▶ [Requirements]: Review the material and extract every line in which the word "styles" occurs.

▶ [Given data]:

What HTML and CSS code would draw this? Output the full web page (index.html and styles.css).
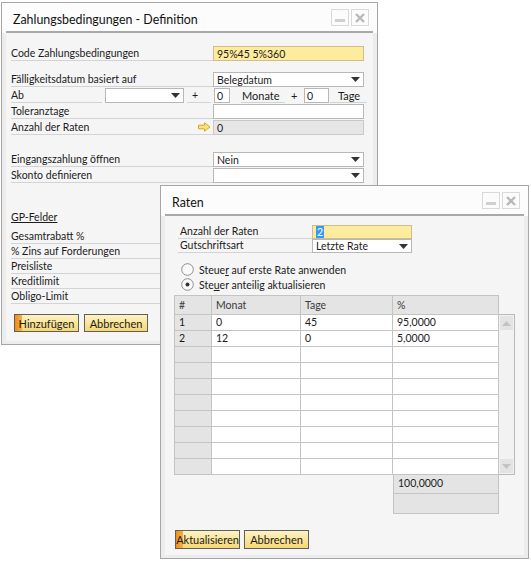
FILE: index.html
```html
<!DOCTYPE html>
<html lang="de">
<head>
  <meta charset="utf-8">
  <title>Zahlungsbedingungen - Definition</title>
  <link rel="stylesheet" href="styles.css">
</head>
<body>
  <!-- main form -->
  <div class="window win-terms">
    <div class="win-title">
      <div class="title-bar">
        <span class="title-text">Zahlungsbedingungen - Definition</span>
        <div class="win-buttons">
          <span class="win-btn"><span class="min-bar"></span></span>
          <span class="win-btn">
            <svg width="10" height="10" viewBox="0 0 10 10"><path d="M1 1L9 9M9 1L1 9" stroke="#b9b9b9" stroke-width="2.4"/></svg>
          </span>
        </div>
      </div>
    </div>
    <div class="win-body">
      <div class="row r-code">
        <span class="lbl">Code Zahlungsbedingungen</span>
        <div class="field field-key">95%45 5%360</div>
      </div>
      <div class="row r-due">
        <span class="lbl">Fälligkeitsdatum basiert auf</span>
        <div class="field">Belegdatum<svg class="caret" width="9" height="5" viewBox="0 0 9 5"><path d="M0 0h9L4.5 5z" fill="#333"/></svg></div>
      </div>
      <div class="row r-from">
        <span class="lbl lbl-ab">Ab</span>
        <div class="field field-ab"><svg class="caret" width="9" height="5" viewBox="0 0 9 5"><path d="M0 0h9L4.5 5z" fill="#333"/></svg></div>
        <span class="lbl lbl-plus">+</span>
        <div class="field field-num">0</div>
        <span class="lbl lbl-months">Monate</span>
        <span class="plain-plus">+</span>
        <div class="field field-num2">0</div>
        <span class="lbl lbl-days">Tage</span>
      </div>
      <div class="row r-next">
        <span class="lbl">Toleranztage</span>
        <div class="field"></div>
      </div>
      <div class="row r-next">
        <span class="lbl lbl-arrow">Anzahl der Raten
          <svg width="13" height="10" viewBox="0 0 13 10"><path d="M0.5 3.2H6.5V0.8L12 5L6.5 9.2V6.8H0.5Z" fill="#f9e37c" stroke="#d8a52a" stroke-width="1"/></svg>
        </span>
        <div class="field field-ro">0</div>
      </div>
      <div class="row r-open">
        <span class="lbl">Eingangszahlung öffnen</span>
        <div class="field">Nein<svg class="caret" width="9" height="5" viewBox="0 0 9 5"><path d="M0 0h9L4.5 5z" fill="#333"/></svg></div>
      </div>
      <div class="row r-next">
        <span class="lbl">Skonto definieren</span>
        <div class="field"><svg class="caret" width="9" height="5" viewBox="0 0 9 5"><path d="M0 0h9L4.5 5z" fill="#333"/></svg></div>
      </div>

      <div class="gp-title">GP-Felder</div>
      <div class="gp-list">
        <span class="lbl gp-row">Gesamtrabatt %</span>
        <span class="lbl gp-row">% Zins auf Forderungen</span>
        <span class="lbl gp-row">Preisliste</span>
        <span class="lbl gp-row">Kreditlimit</span>
        <span class="lbl gp-row">Obligo-Limit</span>
      </div>

      <div class="actions actions-terms">
        <button class="btn btn-focus">Hinzufügen</button>
        <button class="btn btn-narrow">Abbrechen</button>
      </div>
    </div>
  </div>

  <!-- installments dialog -->
  <div class="window win-rates">
    <div class="win-title">
      <div class="title-bar">
        <span class="title-text">Raten</span>
        <div class="win-buttons">
          <span class="win-btn"><span class="min-bar"></span></span>
          <span class="win-btn">
            <svg width="10" height="10" viewBox="0 0 10 10"><path d="M1 1L9 9M9 1L1 9" stroke="#b9b9b9" stroke-width="2.4"/></svg>
          </span>
        </div>
      </div>
    </div>
    <div class="win-body rates-body">
      <div class="rates-form">
        <div class="row2">
          <span class="lbl lbl2">Anzahl der Raten</span>
          <div class="field field2 field-key"><span class="sel">2</span></div>
        </div>
        <div class="row2">
          <span class="lbl lbl2">Gutschriftsart</span>
          <div class="field field2">Letzte Rate<svg class="caret" width="9" height="5" viewBox="0 0 9 5"><path d="M0 0h9L4.5 5z" fill="#333"/></svg></div>
        </div>
      </div>

      <div class="radios">
        <div class="radio">
          <svg width="13" height="13" viewBox="0 0 13 13"><circle cx="6.5" cy="6.5" r="5.8" fill="#fbfbfb" stroke="#8e8e8e"/></svg>
          <span>Steue<u>r</u> auf erste Rate anwenden</span>
        </div>
        <div class="radio">
          <svg width="13" height="13" viewBox="0 0 13 13"><circle cx="6.5" cy="6.5" r="5.8" fill="#fbfbfb" stroke="#8e8e8e"/><circle cx="6.5" cy="6.5" r="2" fill="#333"/></svg>
          <span>Ste<u>u</u>er anteilig aktualisieren</span>
        </div>
      </div>

      <div class="grid-wrap">
        <div class="grid">
          <div class="hd">#</div><div class="hd">Monat</div><div class="hd">Tage</div><div class="hd">%</div>
          <div class="num">1</div><div>0</div><div>45</div><div>95,0000</div>
          <div class="num">2</div><div>12</div><div>0</div><div>5,0000</div>
          <div class="num"></div><div></div><div></div><div></div>
          <div class="num"></div><div></div><div></div><div></div>
          <div class="num"></div><div></div><div></div><div></div>
          <div class="num"></div><div></div><div></div><div></div>
          <div class="num"></div><div></div><div></div><div></div>
          <div class="num"></div><div></div><div></div><div></div>
          <div class="num"></div><div></div><div></div><div></div>
          <div class="num"></div><div></div><div></div><div></div>
        </div>
        <div class="scrollbar">
          <span class="sb-btn"><svg width="9" height="5" viewBox="0 0 9 5"><path d="M0 5h9L4.5 0z" fill="#c3c3c3"/></svg></span>
          <span class="sb-btn"><svg width="9" height="5" viewBox="0 0 9 5"><path d="M0 0h9L4.5 5z" fill="#c3c3c3"/></svg></span>
        </div>
      </div>
      <div class="totals">
        <div class="tot">100,0000</div>
        <div class="tot tot-empty"></div>
      </div>

      <div class="actions actions-rates">
        <button class="btn btn-focus btn-tall">Aktualisieren</button>
        <button class="btn btn-tall">Abbrechen</button>
      </div>
    </div>
  </div>
</body>
</html>
```

FILE: styles.css
```css
body {
  margin: 0;
  width: 531px;
  height: 564px;
  position: relative;
  overflow: hidden;
  background: #fff;
  font-family: "Lato", "Noto Sans", sans-serif;
  font-size: 10.5px;
  color: #1b1b1b;
}

.window {
  position: absolute;
  box-sizing: border-box;
  border: 1px solid #a6a6a6;
  background: #ececec;
  display: flex;
  flex-direction: column;
}

.win-terms {
  left: 1px;
  top: 2px;
  width: 377px;
  height: 343px;
}

.win-rates {
  left: 160px;
  top: 185px;
  width: 369px;
  height: 374px;
}

.win-title {
  background: #fcfcfc;
  padding: 0 4px;
}

.title-bar {
  box-sizing: border-box;
  height: 30px;
  padding: 4px 4px 0 7px;
  border-bottom: 2px solid #a9a9a9;
  display: flex;
  align-items: center;
  justify-content: space-between;
}

.title-text {
  font-size: 12.4px;
  color: #111;
}

.win-buttons {
  align-self: flex-start;
  margin-top: 2px;
  display: flex;
  gap: 2px;
}

.win-btn {
  box-sizing: border-box;
  width: 18px;
  height: 17px;
  border: 1px solid #d9d9d9;
  background: #fbfbfb;
  display: flex;
  align-items: center;
  justify-content: center;
  position: relative;
}

.min-bar {
  position: absolute;
  left: 3px;
  bottom: 3px;
  width: 10px;
  height: 3px;
  background: #d0d0d0;
}

.win-body {
  flex: 1;
  margin: 0 4px 3px;
  background: #f5f5f5;
  padding-left: 5px;
}

/* form rows */
.row {
  display: flex;
  height: 15px;
  margin-top: 1px;
}

.r-code { margin-top: 13px; }
.r-due { margin-top: 11px; }
.r-open { margin-top: 17px; }

.lbl {
  box-sizing: border-box;
  width: 202px;
  height: 15px;
  line-height: 13px;
  border-bottom: 1px solid #d3d3d3;
  white-space: nowrap;
  display: flex;
  align-items: center;
  justify-content: space-between;
}

.lbl-arrow {
  padding-right: 2px;
}

.field {
  box-sizing: border-box;
  width: 151px;
  height: 15px;
  border: 1px solid #b7b7b7;
  background: #fff;
  padding: 0 3px;
  display: flex;
  align-items: center;
  justify-content: space-between;
  white-space: nowrap;
}

.caret {
  margin-left: auto;
}

.field-key {
  background: #feec9e;
  border-color: #cdbf8a;
}

.field-ro {
  background: #e6e6e6;
  border-color: #c9c9c9;
}

/* "Ab ... + 0 Monate + 0 Tage" row */
.lbl-ab { width: 91px; }

.field-ab {
  width: 79px;
  margin-left: 3px;
}

.lbl-plus {
  width: 24px;
  margin-left: 3px;
  padding-left: 5px;
}

.field-num {
  width: 16px;
  margin-left: 3px;
  padding: 0 2px;
}

.lbl-months {
  width: 44px;
  margin-left: 11px;
  padding-left: 1px;
  font-size: 11px;
}

.plain-plus {
  width: 19px;
  padding-left: 6px;
  box-sizing: border-box;
  line-height: 15px;
  font-size: 11px;
}

.field-num2 {
  width: 25px;
  padding: 0 2px;
}

.lbl-days {
  width: 37px;
  margin-left: 1px;
  padding-left: 8px;
  font-size: 11px;
}

/* GP fields */
.gp-title {
  margin-top: 27px;
  height: 14px;
  line-height: 14px;
  text-decoration: underline;
}

.gp-list {
  margin-top: 5px;
  display: flex;
  flex-direction: column;
}

.gp-row {
  width: 360px;
}

.actions {
  display: flex;
}

.actions-terms {
  margin-top: 10px;
  margin-left: 3px;
  gap: 5px;
}

.btn {
  box-sizing: border-box;
  width: 65px;
  height: 18px;
  padding: 0;
  border: 1px solid #5f5f5f;
  background: linear-gradient(#fdf3c4, #f6d772);
  font: inherit;
  font-size: 11px;
  color: #1b1b1b;
  text-align: center;
}

.btn-narrow { width: 64px; }

.btn-focus {
  background: linear-gradient(to right, #ef8e12, #f6b04a 7px, transparent 7px), linear-gradient(#fdf3c4, #f6d772);
}

.btn-tall { height: 19px; }

/* Raten dialog */
.rates-body {
  padding-left: 0;
}

.rates-form {
  padding: 9px 0 0 13px;
}

.row2 {
  display: flex;
  height: 14px;
}

.lbl2 {
  width: 134px;
  height: 14px;
  padding-left: 2px;
}

.field2 {
  width: 100px;
  height: 14px;
}

.sel {
  background: #3399ff;
  color: #fff;
  padding: 0 1px;
  line-height: 12px;
}

.radios {
  margin: 9px 0 0 16px;
}

.radio {
  height: 15px;
  display: flex;
  align-items: center;
  gap: 5px;
}

.grid-wrap {
  margin: 3px 0 0 9px;
  display: flex;
  align-items: flex-start;
}

.grid {
  display: grid;
  grid-template-columns: 37px 89px 92px 106px;
  grid-template-rows: 19px;
  grid-auto-rows: 16px;
  border-left: 1px solid #c4c4c4;
  border-top: 1px solid #c4c4c4;
}

.grid > div {
  box-sizing: border-box;
  border-right: 1px solid #c4c4c4;
  border-bottom: 1px solid #c4c4c4;
  background: #fff;
  padding-left: 4px;
  line-height: 15px;
  white-space: nowrap;
}

.grid > .hd {
  background: #e4e4e4;
  color: #3a3a3a;
  line-height: 18px;
}

.grid > .num {
  background: #e4e4e4;
}

.scrollbar {
  box-sizing: border-box;
  width: 16px;
  height: 161px;
  margin-top: 19px;
  border: 1px solid #b9b9b9;
  border-left: none;
  background: #f2f2f2;
  padding: 1px;
  display: flex;
  flex-direction: column;
  justify-content: space-between;
}

.sb-btn {
  height: 14px;
  background: #e3e3e3;
  display: flex;
  align-items: center;
  justify-content: center;
}

.totals {
  margin-left: 228px;
  width: 106px;
}

.tot {
  box-sizing: border-box;
  height: 19px;
  border: 1px solid #c4c4c4;
  border-top: none;
  background: #e4e4e4;
  padding-left: 4px;
  line-height: 17px;
}

.tot-empty { height: 20px; }

.actions-rates {
  margin: 16px 0 0 10px;
  gap: 4px;
}
```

▶ [Solution to this problem]:
What HTML and CSS code would draw this? Output the full web page (index.html and styles.css).
  <link rel="stylesheet" href="styles.css">
FILE: styles.css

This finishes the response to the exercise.